Legislation and Policy Recommendations for heat pump skills implementation
Legislation and Policy Recommendations for heat pump skills implementation
Labour and skills shortages in the building energy renovation sector are one of the main obstacles that need to be seriously addressed to successfully implement the REPowerEU Initiative and related ones such as the Fit-for-55 Package, the Green Deal and the Renovation Wave.
Although it was launched in a rather different geopolitical context, the EU funded HP4ALL project scope and goals intends to help cover these shortcomings, with a view to ensure a more robust skills and labour market domain in the Heat Pump (HP) value chain. As a result, legislation and policy recommendations stemming from HP4ALL are timely by means of this report.
This group of mutually reinforcing measures encompasses proposals for legislative and administrative adjustments to foster labour market consolidation schemes (e.g., updated competency frameworks and requirements for skilled workers in procurement and dedicated training schemes for installation & maintenance professionals), incentives (based on success stories) and ambitious private and officially supported dissemination & communication packages.
Main recommendations coming out of the HP4ALL implementation are:
- Carry out an intensive EU-wide marketing and awareness raising campaign to ensure social recognition and visibility of energy & building renovation professionals with increasing and more complex skills. Put installers at the heart of it, due to their strategic role, without neglecting other stakeholders.
- Adopt legal and market measures to improve labour conditions, avoiding temporality and fostering long lasting careers, gender balance, attractiveness to youth and workers from other declining sectors, and integration of vulnerable collectives to labour market niches and talent pools.
- Address an overarching EU scheme for the legal reinforcement of energy rehabilitation training & skills curricula, with Member states and Regions addressing the optimal implementation specialization scheme and roadmap.
- Draw-up EU-wide minimum content guidelines for specialised training programmes contents, either formal or informal, to avoid gaps.

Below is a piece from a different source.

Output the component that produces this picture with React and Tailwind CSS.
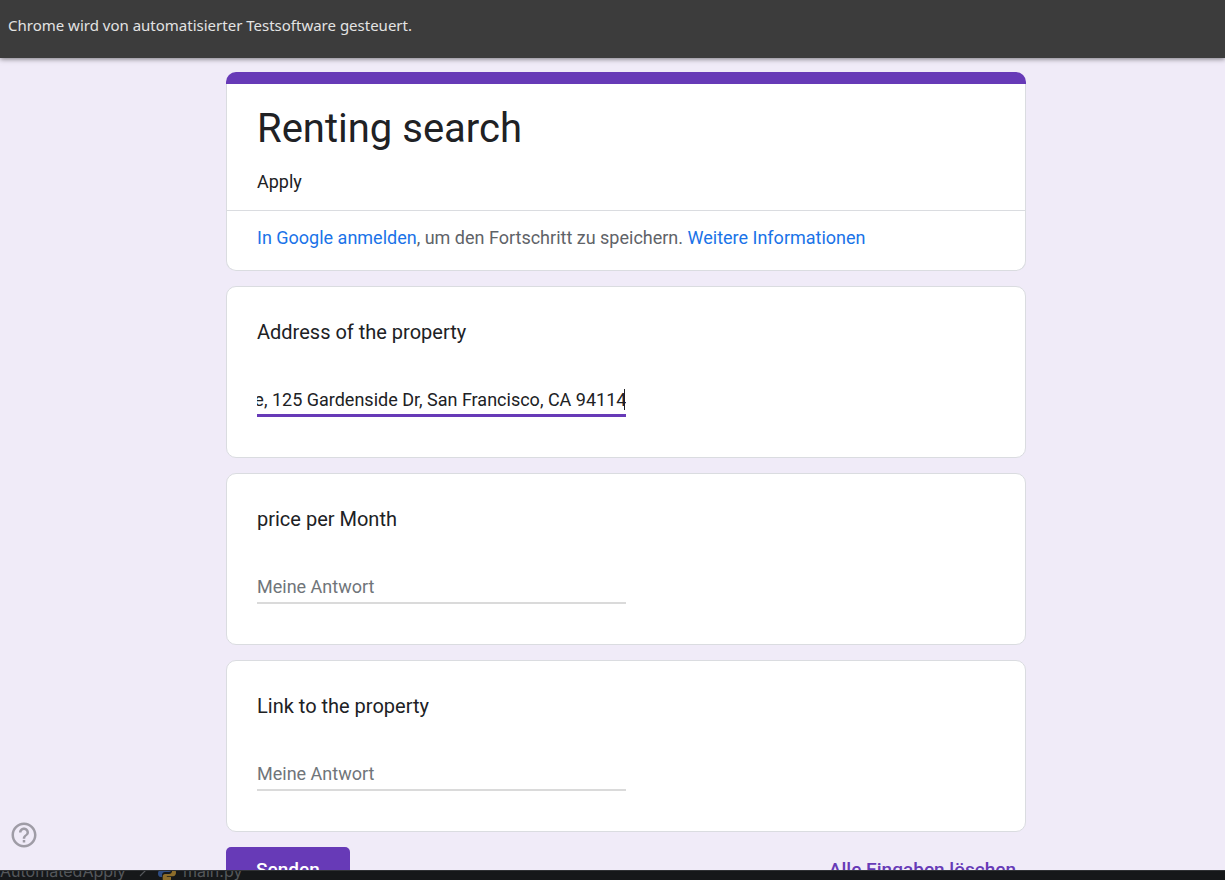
import { useEffect, useRef } from "react";

const questions = [
  { id: "address", label: "Address of the property", value: "Twin Peaks Residence, 125 Gardenside Dr, San Francisco, CA 94114" },
  { id: "price", label: "price per Month", value: "" },
  { id: "link", label: "Link to the property", value: "" },
];

function Question({ id, label, value }) {
  const field = useRef(null);

  useEffect(() => {
    const input = field.current;
    if (!value || !input) return;
    input.focus();
    input.setSelectionRange(value.length, value.length);
    input.scrollLeft = input.scrollWidth;
  }, [value]);

  return (
    <section className="rounded-[10px] border border-[#dadce0] bg-white px-[30px] pt-[30px] pb-10">
      <label htmlFor={id} className="block text-xl leading-[30px] text-[#202124]">
        {label}
      </label>
      <div className="relative mt-[37px] w-1/2">
        <input
          ref={field}
          id={id}
          type="text"
          defaultValue={value}
          placeholder="Meine Antwort"
          className="peer block h-[33px] w-full border-b-2 border-[#dadada] bg-transparent text-lg leading-[30px] text-[#202124] outline-none placeholder:text-[#70757a] focus:border-[#673ab7]"
        />
        <span className="pointer-events-none absolute inset-x-0 bottom-0 hidden h-[3px] bg-[#673ab7] peer-focus:block" />
        {value && <span className="pointer-events-none absolute top-[5px] right-px h-[21px] w-px bg-[#202124]" />}
      </div>
    </section>
  );
}

export default function App() {
  return (
    <div className="flex h-screen flex-col overflow-hidden bg-[#f0ebf8] font-['Roboto',sans-serif] text-lg text-[#202124]">
      <header className="relative z-10 flex h-[58px] shrink-0 items-center bg-[#3c3c3c] px-2 pb-2 font-['Noto_Sans','Open_Sans',sans-serif] text-[15px] leading-6 text-[#e3e3e3] shadow-[0_1px_5px_rgba(0,0,0,0.5)]">
        Chrome wird von automatisierter Testsoftware gesteuert.
      </header>

      <main className="relative min-h-0 flex-1 overflow-hidden pt-[14px] pr-4 pl-[43px]">
        <form className="mx-auto flex w-full max-w-[800px] flex-col gap-[15px]" onSubmit={(e) => e.preventDefault()}>
          <section>
            <div className="h-3 rounded-t-[10px] bg-[#673ab7]" />
            <div className="rounded-b-[10px] border border-t-0 border-[#dadce0] bg-white">
              <div className="px-[30px] pt-5 pb-[15px]">
                <h1 className="text-[40px] leading-[50px]">Renting search</h1>
                <p className="mt-[14px] leading-[27px]">Apply</p>
              </div>
              <div className="border-t border-[#dadce0] px-[30px] pt-[13px] pb-[19px] leading-[27px] text-[#5f6368]">
                <a href="#anmelden" className="text-[#1a73e8]">In Google anmelden</a>, um den Fortschritt zu speichern.{" "}
                <a href="#info" className="text-[#1a73e8]">Weitere Informationen</a>
              </div>
            </div>
          </section>

          {questions.map((q) => (
            <Question key={q.id} {...q} />
          ))}

          <div className="flex items-start justify-between pr-[10px] text-[19px] font-medium">
            <button type="submit" className="h-[45px] rounded-[5px] bg-[#673ab7] px-[30px] text-white">
              Senden
            </button>
            <button type="reset" className="h-[45px] text-[#673ab7]">
              Alle Eingaben löschen
            </button>
          </div>
        </form>

        <button type="button" aria-label="Hilfe" className="absolute bottom-5 left-[9px] text-[#9f9ca6]">
          <svg viewBox="0 0 24 24" className="size-[30px]" fill="currentColor" aria-hidden="true">
            <path d="M11 18h2v-2h-2v2zm1-16C6.48 2 2 6.48 2 12s4.48 10 10 10 10-4.480 10-10S17.520 2 12 2zm0 18c-4.410 0-8-3.590-8-8s3.590-8 8-8 8 3.590 8 8-3.590 8-8 8zm0-14c-2.210 0-4 1.790-4 4h2c0-1.100.9-2 2-2s2 .9 2 2c0 2-3 1.750-3 5h2c0-2.250 3-2.500 3-5 0-2.210-1.790-4-4-4z" />
          </svg>
        </button>
      </main>

      <footer className="flex h-[10px] shrink-0 items-end overflow-hidden border-t border-[#303235] bg-[#16181a] font-['Inter',sans-serif] text-base leading-[18px] text-[#54575b]">
        <span>AutomatedApply</span>
        <svg viewBox="0 0 8 12" className="mr-[11px] mb-[3px] ml-[13px] h-3 w-2 shrink-0" fill="none" stroke="currentColor" strokeWidth="1.2" aria-hidden="true">
          <path d="M1 1l5 5-5 5" transform="translate(7 0) scale(1 1) translate(-7 0)" />
        </svg>
        <svg viewBox="0 0 18 18" className="mr-[7px] -mb-[2px] size-[18px] shrink-0" aria-hidden="true">
          <path fill="#2f4d83" d="M9 0C5 0 5 1.700 5 2.700V5h4.200v.8H3C1 5.800 0 7.500 0 9.500S1 13 2.600 13H4v-2.200C4 9.200 5.300 8 7 8h4c1.400 0 2.300-1 2.300-2.300V2.700C13.300 1 11.800 0 9 0z" />
          <path fill="#8d6d2b" d="M9 17.500c4 0 4-1.700 4-2.700V13H8.800v-.8H15c2 0 3-1.700 3-3.700S17 5 15.400 5H14v2.200C14 8.800 12.700 10 11 10H7c-1.400 0-2.300 1-2.300 2.300v3C4.700 16.500 6.200 17.500 9 17.500z" />
        </svg>
        <span>main.py</span>
      </footer>
    </div>
  );
}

Continuous training for upskilling workers that are already in the sector must be made compulsory alongside providing opportunities for people outside of the sector to re-skill and join the sector workforce.
- Advance and favour more agile VET certification schemes that can be mutually recognised and repeated by other member states, with simplified procedures for application and certification all the while using common reference frameworks so that good quality of HP workers is ensured.